Saturday, June 1, 2024


“The Fox” is an album released by Sir Elton John in 1981 that I have overlooked for some time – I own a CD copy of it, but didn’t pay too much attention to it because there are no identifiable “hits” from it that continue to receive airplay, or remain in concert setlists.

This is a shame, because it has completely captured my attention as of late. The three songs that were released as singles all managed to be different from each other: “Chloe” is a soulful song making good use of a Fender electric piano; “Nobody Wins”, originally a French-language song by Jean-Paul Dreau titled “J'Veux de la Tendresse”, is the most synthesised Elton John song I have heard, even down to a busy drum pattern programmed by Roger Linn, presumably on his own Linn LM-1 drum machine; and “Just Like Belgium” is a nostalgic, poppy track not unlike the later “Club at the End of the Street”, down to the blistering saxophone solo. 

These many changes in tone, including the more classical “Carla/Etude – Fanfare” sequence, arranged and co-composed by James Newton Howard, and the unrequited love ballad “Elton’s Song”, evoke earlier double-albums like “Goodbye Yellow Brick Road” and “Blue Moves”, make attempting to capture an artist’s entire range in only eleven songs and forty-six minutes an experience that requires maximum attention, with some breaks.

But what I discovered were two further songs that, while they remained album tracks, are exactly the sort of gospel-tinged barnstormers that have firmly lodged themselves in my mind from the moment I heard them: “Heels of the Wind” and “Breaking Down Barriers”. The latter of these is on its way to becoming one of my favourite Elton John songs, having a drive not unlike “The Bitch is Back” or “Bite Your Lip (Get Up and Dance!)”,and having the classic Elton John Band line-up of drummer Nigel Olsson and bassist Dee Murray, while still featuring John singing in his higher register, with falsetto as the song fades out. “Breaking Down Barriers” has lyrics by Gary Osborne, instead of John’s soul-mate collaborator Bernie Taupin, but they are perfect: “you have shown me a better way, and now I’m learning fast”,  and “I’m taking down barriers, and loving what I find”. 
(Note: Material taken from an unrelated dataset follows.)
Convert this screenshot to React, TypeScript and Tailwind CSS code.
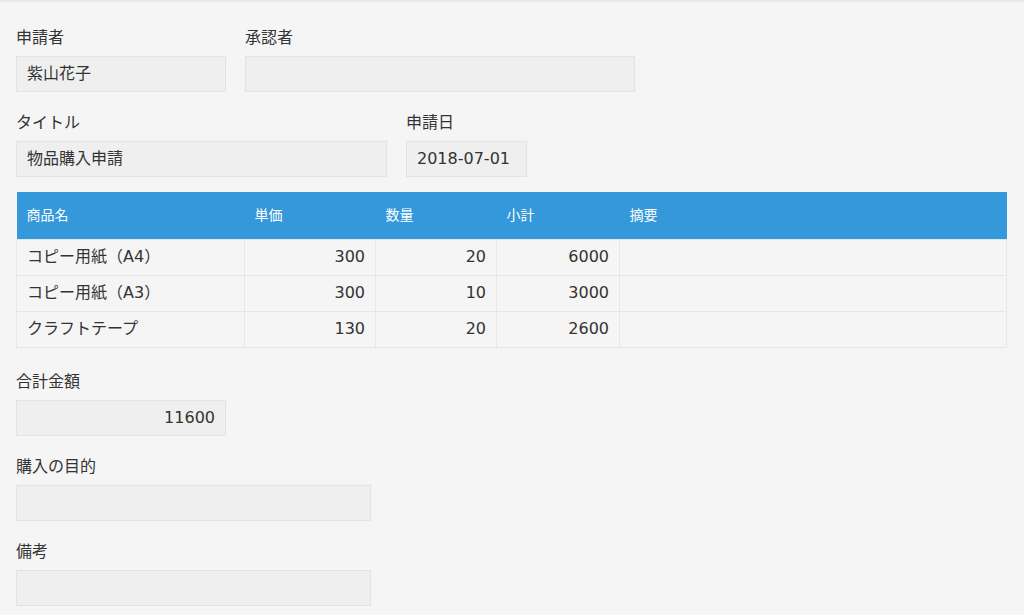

“The Fox” was the first Elton John release under a US contract with Geffen Records – when John asked David Geffen about calling the album “The Fox”, he asked that a song be written for it with that title. This fact comes from a “telepress conference” for the album in 1981, which was presented as a daytime chat show presented by John himself, taking every opportunity to perform to the camera, while also keeping the show together as host, his “guests” being producers and marketing managers for Geffen Records. The tableau of desk, TV and stuffed fox that make the album cover were recreated for the occasion, the fox making its way to John’s desk. 

Intended for internal use and distributed on video tape to regional offices of Warner Bros. Records, distributors of the album, a copy of the conference has made its way to the repository of YouTube to give a valuable insight into how important this album was for the entire chain of command from artist to commercial staff.

What has also made its way to YouTube on 22nd May 2024 were the videos for every song on “The Fox”. Separate videos for “Nobody Wins” and “Elton’s Song” had been available for a while, but they formed part of a whole work titled “Visions”, released on VHS cassette, laserdisc and CED video disc in 1982. There is an apparently a wraparound element to the videos where someone is watching them, but the songs are presented on video individually. “Visions” was not re-released after 1982, so to see these videos essentially for the first time, and in high quality, is like filling in a gap in the history of music videos. You do see some elements, like backdrops, being re-used across the different videos, but they are all different from each other, and not simply a recording of a performance. They are directed by Russell Mulcahy, whose video for The Buggles’ “Video Killed the Radio Star” ushered in MTV, and continued directing for Elton John, and Duran Duran, through the decade. 

What I was most surprised about by “Visions” was, like the conference video, John’s performances to camera – in the comedic video for “Heels of the Wind”, I kept thinking I was watching Rick Moranis. However, you can’t help but compare these with John’s later avoidance from appearing in videos altogether.